[PATCH 06/13] nvme-keyring: restrict match length for version '1' identifiers

Sagi Grimberg sagi at grimberg.me
Thu Mar 7 04:08:47 PST 2024



On 07/03/2024 13:35, Hannes Reinecke wrote:
> On 3/7/24 11:49, Sagi Grimberg wrote:
>>
>>
>> On 27/01/2024 11:30, hare at kernel.org wrote:
>>> From: Hannes Reinecke <hare at suse.de>
>>>
>>> TP8018 changed the TLS PSK identifiers to append a PSK hash value,
>>> so to lookup any version '1' identifiers we need to restrict the
>>> match length to exclude the PSK hash value (which we don't have
>>> when looking up keys).
>>>
>>> Signed-off-by: Hannes Reinecke <hare at suse.de>
>>> ---
>>>   drivers/nvme/common/keyring.c | 21 +++++++++++++++++++++
>>>   1 file changed, 21 insertions(+)
>>>
>>> diff --git a/drivers/nvme/common/keyring.c 
>>> b/drivers/nvme/common/keyring.c
>>> index c16f9496643f..51b99b34e100 100644
>>> --- a/drivers/nvme/common/keyring.c
>>> +++ b/drivers/nvme/common/keyring.c
>>> @@ -44,6 +44,27 @@ static bool nvme_tls_psk_match(const struct key 
>>> *key,
>>>           return false;
>>>       }
>>>       match_id = match_data->raw_data;
>>> +    if (memcmp(match_id, "NVMe1", 5)) {
>>> +        char *e = (char *)match_id;
>>> +        size_t offset = 0;
>>> +        int n = 0;
>>> +
>>> +        while (*e != ' ' && offset < match_len) {
>>> +            if (*e == ' ') {
>>> +                n++;
>>> +                if (n == 3)
>>> +                    break;
>>> +            }
>>> +            e++;
>>> +            offset++;
>>> +        }
>>> +        if (n != 3) {
>>> +            pr_debug("%s: error parsing '%s'\n",
>>> +                 __func__, match_id);
>>> +            return false;
>>> +        }
>>> +        match_len = offset;
>>> +    }
>>
>> My eyes hurt... I am failing to understand what this even does...
>>
>> You have a concrete example?
>
> Yeah, it's ugly.
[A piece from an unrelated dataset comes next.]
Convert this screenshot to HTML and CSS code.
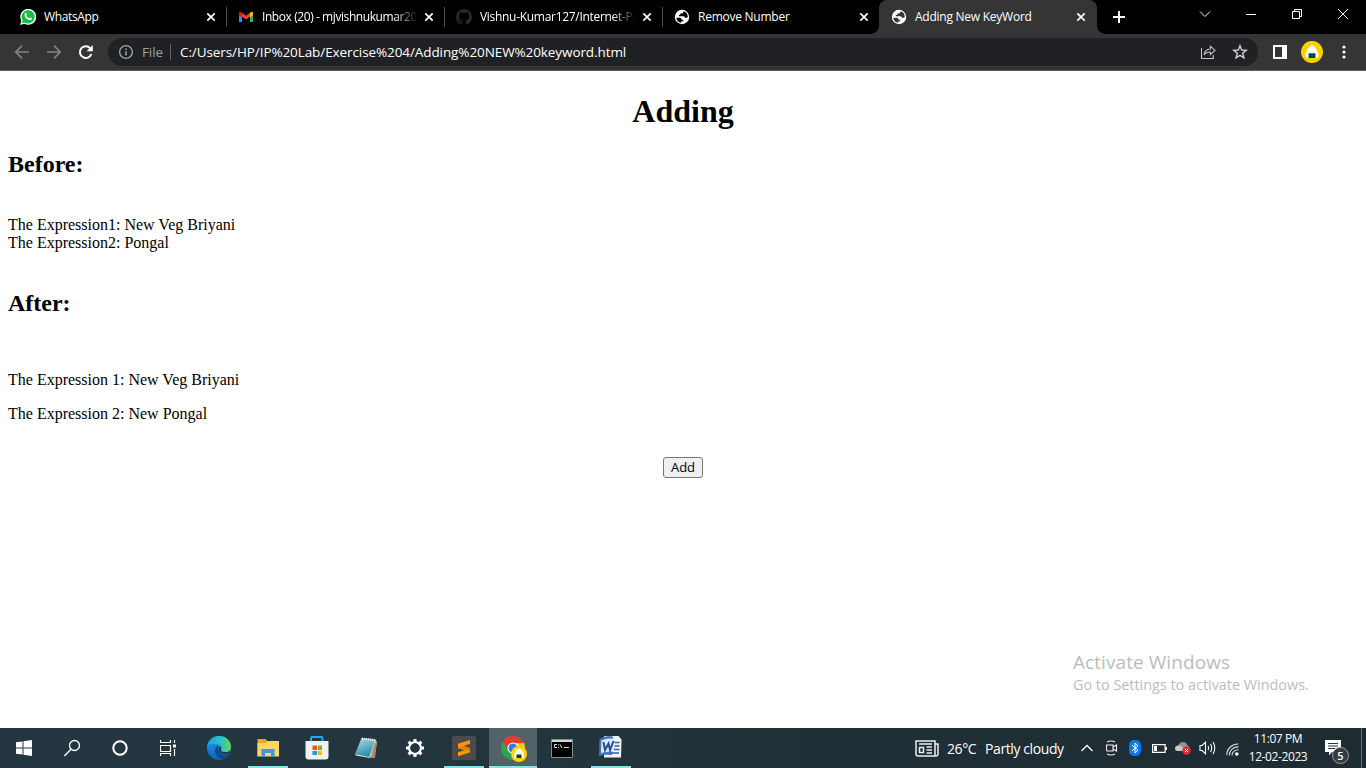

What I'm trying to do here is to lookup TLS PSK 
> identities which are either in the original format:
>
> NVMe0[RG]0[12] <hostnqn> <subsysnqn>
>
> _or_ the TP8018 TLS PSK format:
>
> NVMe1[RG]0[12] <hostnqn> <subsysnqn> <digest>
>
> given that I only have <hostnqn> and <subsysnqn> as lookup keys.
> So for the memcmp() I'll have to exclude the ' <digest>' bit, which
> happens to the after the third blank space in the identity.
> I'll have a slightly better version queued, but parsing remains ugly.

Shouldn't strtok/strsep simplify what you are trying to do here?